* Begin *

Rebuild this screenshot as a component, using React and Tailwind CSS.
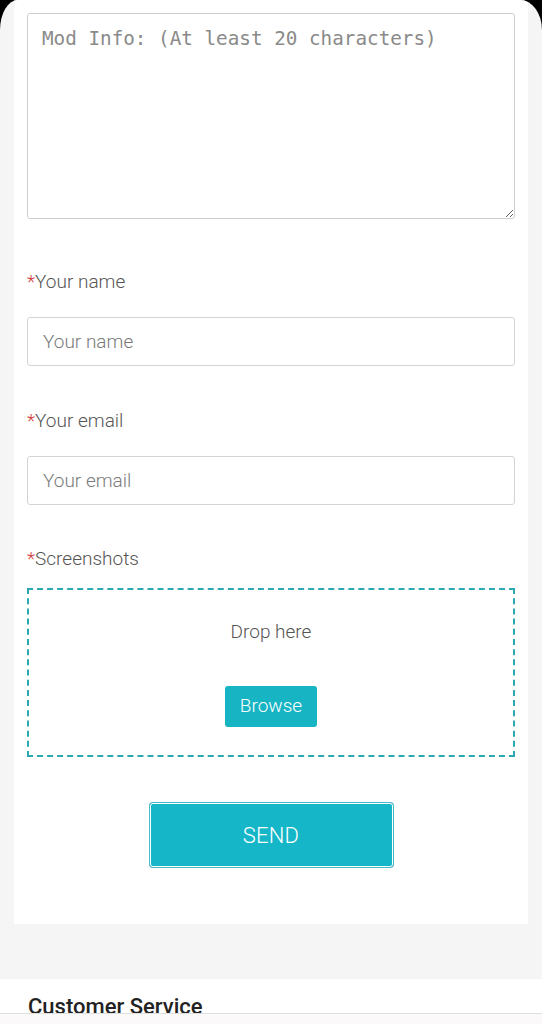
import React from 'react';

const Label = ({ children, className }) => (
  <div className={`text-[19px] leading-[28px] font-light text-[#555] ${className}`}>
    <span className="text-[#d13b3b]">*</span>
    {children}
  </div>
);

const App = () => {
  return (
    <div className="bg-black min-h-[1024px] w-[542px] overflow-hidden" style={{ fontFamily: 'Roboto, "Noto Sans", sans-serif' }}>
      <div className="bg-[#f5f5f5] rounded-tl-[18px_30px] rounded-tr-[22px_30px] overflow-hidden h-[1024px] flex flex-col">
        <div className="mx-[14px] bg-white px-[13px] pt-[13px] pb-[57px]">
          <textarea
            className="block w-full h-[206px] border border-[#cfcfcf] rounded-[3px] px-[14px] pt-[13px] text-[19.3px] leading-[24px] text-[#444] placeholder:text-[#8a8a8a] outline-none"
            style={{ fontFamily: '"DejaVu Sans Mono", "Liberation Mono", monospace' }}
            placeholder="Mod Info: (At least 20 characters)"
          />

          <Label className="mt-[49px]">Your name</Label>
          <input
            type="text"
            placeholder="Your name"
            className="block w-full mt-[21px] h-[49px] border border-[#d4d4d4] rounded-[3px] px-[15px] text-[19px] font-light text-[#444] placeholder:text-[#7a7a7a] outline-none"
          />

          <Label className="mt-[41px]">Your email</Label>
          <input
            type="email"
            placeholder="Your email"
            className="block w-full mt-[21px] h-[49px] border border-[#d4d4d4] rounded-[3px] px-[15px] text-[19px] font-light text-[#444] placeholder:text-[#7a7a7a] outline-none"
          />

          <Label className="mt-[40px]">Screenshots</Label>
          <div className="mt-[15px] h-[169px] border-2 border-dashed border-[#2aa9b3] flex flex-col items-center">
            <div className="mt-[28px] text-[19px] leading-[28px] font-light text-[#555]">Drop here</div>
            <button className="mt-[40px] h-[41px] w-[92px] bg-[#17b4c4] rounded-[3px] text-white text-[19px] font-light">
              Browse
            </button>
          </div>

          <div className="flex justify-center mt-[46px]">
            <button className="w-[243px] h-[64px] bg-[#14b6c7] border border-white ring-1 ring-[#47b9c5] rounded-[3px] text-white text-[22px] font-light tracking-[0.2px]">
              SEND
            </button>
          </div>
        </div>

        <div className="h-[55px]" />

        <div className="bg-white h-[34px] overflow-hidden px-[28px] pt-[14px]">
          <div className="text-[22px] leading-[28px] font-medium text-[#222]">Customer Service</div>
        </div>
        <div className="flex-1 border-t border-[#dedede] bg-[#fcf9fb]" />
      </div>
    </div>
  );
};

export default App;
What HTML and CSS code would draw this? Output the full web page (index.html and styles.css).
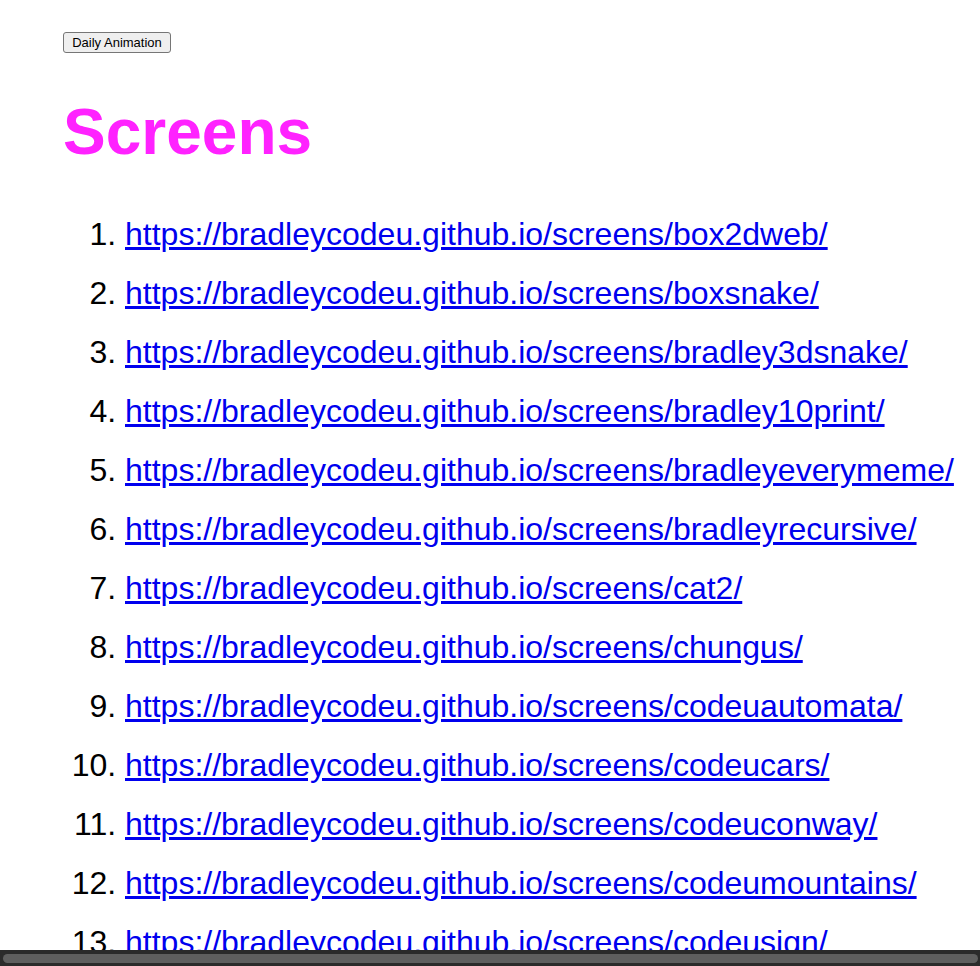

* End *

— AIM OF THE TASK —
Transcribe the listing in full and omit the pictures.

— EXERCISE ANSWER —
Rebuild this screenshot as a component, using React and Tailwind CSS.
import React from 'react';

const Label = ({ children, className }) => (
  <div className={`text-[19px] leading-[28px] font-light text-[#555] ${className}`}>
    <span className="text-[#d13b3b]">*</span>
    {children}
  </div>
);

const App = () => {
  return (
    <div className="bg-black min-h-[1024px] w-[542px] overflow-hidden" style={{ fontFamily: 'Roboto, "Noto Sans", sans-serif' }}>
      <div className="bg-[#f5f5f5] rounded-tl-[18px_30px] rounded-tr-[22px_30px] overflow-hidden h-[1024px] flex flex-col">
        <div className="mx-[14px] bg-white px-[13px] pt-[13px] pb-[57px]">
          <textarea
            className="block w-full h-[206px] border border-[#cfcfcf] rounded-[3px] px-[14px] pt-[13px] text-[19.3px] leading-[24px] text-[#444] placeholder:text-[#8a8a8a] outline-none"
            style={{ fontFamily: '"DejaVu Sans Mono", "Liberation Mono", monospace' }}
            placeholder="Mod Info: (At least 20 characters)"
          />

          <Label className="mt-[49px]">Your name</Label>
          <input
            type="text"
            placeholder="Your name"
            className="block w-full mt-[21px] h-[49px] border border-[#d4d4d4] rounded-[3px] px-[15px] text-[19px] font-light text-[#444] placeholder:text-[#7a7a7a] outline-none"
          />

          <Label className="mt-[41px]">Your email</Label>
          <input
            type="email"
            placeholder="Your email"
            className="block w-full mt-[21px] h-[49px] border border-[#d4d4d4] rounded-[3px] px-[15px] text-[19px] font-light text-[#444] placeholder:text-[#7a7a7a] outline-none"
          />

          <Label className="mt-[40px]">Screenshots</Label>
          <div className="mt-[15px] h-[169px] border-2 border-dashed border-[#2aa9b3] flex flex-col items-center">
            <div className="mt-[28px] text-[19px] leading-[28px] font-light text-[#555]">Drop here</div>
            <button className="mt-[40px] h-[41px] w-[92px] bg-[#17b4c4] rounded-[3px] text-white text-[19px] font-light">
              Browse
            </button>
          </div>

          <div className="flex justify-center mt-[46px]">
            <button className="w-[243px] h-[64px] bg-[#14b6c7] border border-white ring-1 ring-[#47b9c5] rounded-[3px] text-white text-[22px] font-light tracking-[0.2px]">
              SEND
            </button>
          </div>
        </div>

        <div className="h-[55px]" />

        <div className="bg-white h-[34px] overflow-hidden px-[28px] pt-[14px]">
          <div className="text-[22px] leading-[28px] font-medium text-[#222]">Customer Service</div>
        </div>
        <div className="flex-1 border-t border-[#dedede] bg-[#fcf9fb]" />
      </div>
    </div>
  );
};

export default App;
What HTML and CSS code would draw this? Output the full web page (index.html and styles.css).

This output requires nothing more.